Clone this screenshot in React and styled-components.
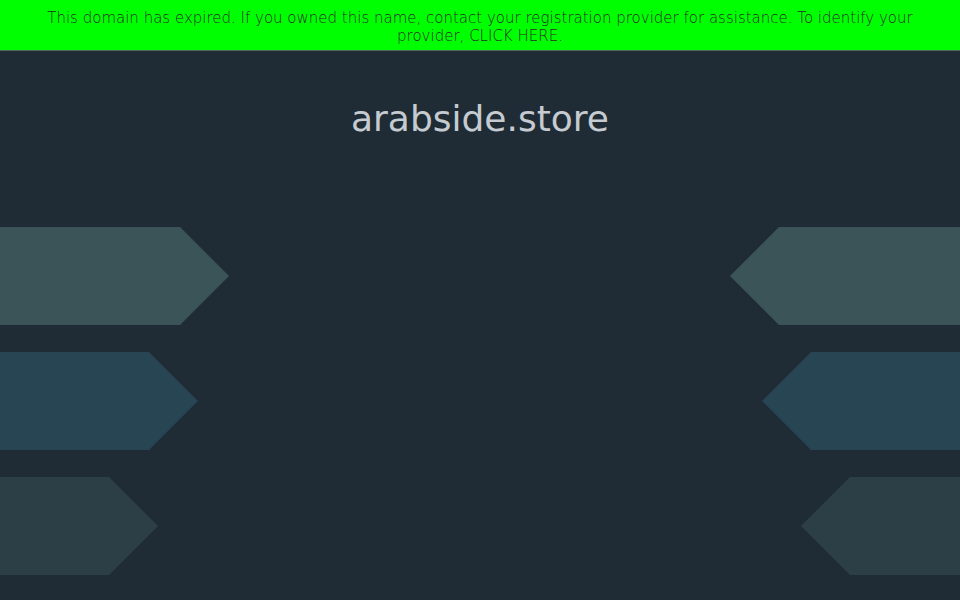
import React from "react";
import styled, { createGlobalStyle } from "styled-components";

const Global = createGlobalStyle`
  html, body { margin: 0; padding: 0; background: #1f2b35; }
  body { font-family: "DejaVu Sans", Verdana, sans-serif; }
`;

const Page = styled.div`
  width: 960px;
  height: 600px;
  background: #1f2b35;
  display: flex;
  flex-direction: column;
  overflow: hidden;
`;

const Banner = styled.div`
  background: #00ff00;
  color: #2a2a2a;
  font-size: 15px;
  font-weight: 200;
  line-height: 18px;
  text-align: center;
  padding: 9px 40px 5px;
  height: 51px;
  box-sizing: border-box;
  border-bottom: 1px solid #55685e;
`;

const Link = styled.a`
  color: inherit;
  text-decoration: none;
`;

const Title = styled.h1`
  margin: 46px 0 0;
  font-weight: normal;
  font-size: 36px;
  line-height: 44px;
  text-align: center;
  color: #c5cbd0;
`;

const Stage = styled.div`
  margin-top: 86px;
  display: flex;
  justify-content: space-between;
`;

const Column = styled.div`
  display: flex;
  flex-direction: column;
  align-items: ${(p) => (p.$side === "left" ? "flex-start" : "flex-end")};
  gap: 27px;
`;

const Arrow = styled.div`
  height: 98px;
  width: ${(p) => p.$w}px;
  background: ${(p) => p.$color};
  clip-path: ${(p) =>
    p.$side === "left"
      ? "polygon(0 0, calc(100% - 49px) 0, 100% 50%, calc(100% - 49px) 100%, 0 100%)"
      : "polygon(49px 0, 100% 0, 100% 100%, 49px 100%, 0 50%)"};
`;

const shapes = [
  { color: "#3b5458", l: 229, r: 230 },
  { color: "#274552", l: 198, r: 198 },
  { color: "#2c3e46", l: 158, r: 159 },
];

export default function App() {
  return (
    <>
      <Global />
      <Page>
        <Banner>
          This domain has expired. If you owned this name, contact your registration provider for
          assistance. To identify your provider, <Link href="#">CLICK HERE</Link>.
        </Banner>
        <Title>arabside.store</Title>
        <Stage>
          <Column $side="left">
            {shapes.map((s, i) => (
              <Arrow key={i} $side="left" $w={s.l} $color={s.color} />
            ))}
          </Column>
          <Column $side="right">
            {shapes.map((s, i) => (
              <Arrow key={i} $side="right" $w={s.r} $color={s.color} />
            ))}
          </Column>
        </Stage>
      </Page>
    </>
  );
}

### WHAT YOU ARE ASKED TO DO
In your copy, leave out the pictures and reproduce the material above exactly.

### REPLY
Clone this screenshot in React and styled-components.
import React from "react";
import styled, { createGlobalStyle } from "styled-components";

const Global = createGlobalStyle`
  html, body { margin: 0; padding: 0; background: #1f2b35; }
  body { font-family: "DejaVu Sans", Verdana, sans-serif; }
`;

const Page = styled.div`
  width: 960px;
  height: 600px;
  background: #1f2b35;
  display: flex;
  flex-direction: column;
  overflow: hidden;
`;

const Banner = styled.div`
  background: #00ff00;
  color: #2a2a2a;
  font-size: 15px;
  font-weight: 200;
  line-height: 18px;
  text-align: center;
  padding: 9px 40px 5px;
  height: 51px;
  box-sizing: border-box;
  border-bottom: 1px solid #55685e;
`;

const Link = styled.a`
  color: inherit;
  text-decoration: none;
`;

const Title = styled.h1`
  margin: 46px 0 0;
  font-weight: normal;
  font-size: 36px;
  line-height: 44px;
  text-align: center;
  color: #c5cbd0;
`;

const Stage = styled.div`
  margin-top: 86px;
  display: flex;
  justify-content: space-between;
`;

const Column = styled.div`
  display: flex;
  flex-direction: column;
  align-items: ${(p) => (p.$side === "left" ? "flex-start" : "flex-end")};
  gap: 27px;
`;

const Arrow = styled.div`
  height: 98px;
  width: ${(p) => p.$w}px;
  background: ${(p) => p.$color};
  clip-path: ${(p) =>
    p.$side === "left"
      ? "polygon(0 0, calc(100% - 49px) 0, 100% 50%, calc(100% - 49px) 100%, 0 100%)"
      : "polygon(49px 0, 100% 0, 100% 100%, 49px 100%, 0 50%)"};
`;

const shapes = [
  { color: "#3b5458", l: 229, r: 230 },
  { color: "#274552", l: 198, r: 198 },
  { color: "#2c3e46", l: 158, r: 159 },
];

export default function App() {
  return (
    <>
      <Global />
      <Page>
        <Banner>
          This domain has expired. If you owned this name, contact your registration provider for
          assistance. To identify your provider, <Link href="#">CLICK HERE</Link>.
        </Banner>
        <Title>arabside.store</Title>
        <Stage>
          <Column $side="left">
            {shapes.map((s, i) => (
              <Arrow key={i} $side="left" $w={s.l} $color={s.color} />
            ))}
          </Column>
          <Column $side="right">
            {shapes.map((s, i) => (
              <Arrow key={i} $side="right" $w={s.r} $color={s.color} />
            ))}
          </Column>
        </Stage>
      </Page>
    </>
  );
}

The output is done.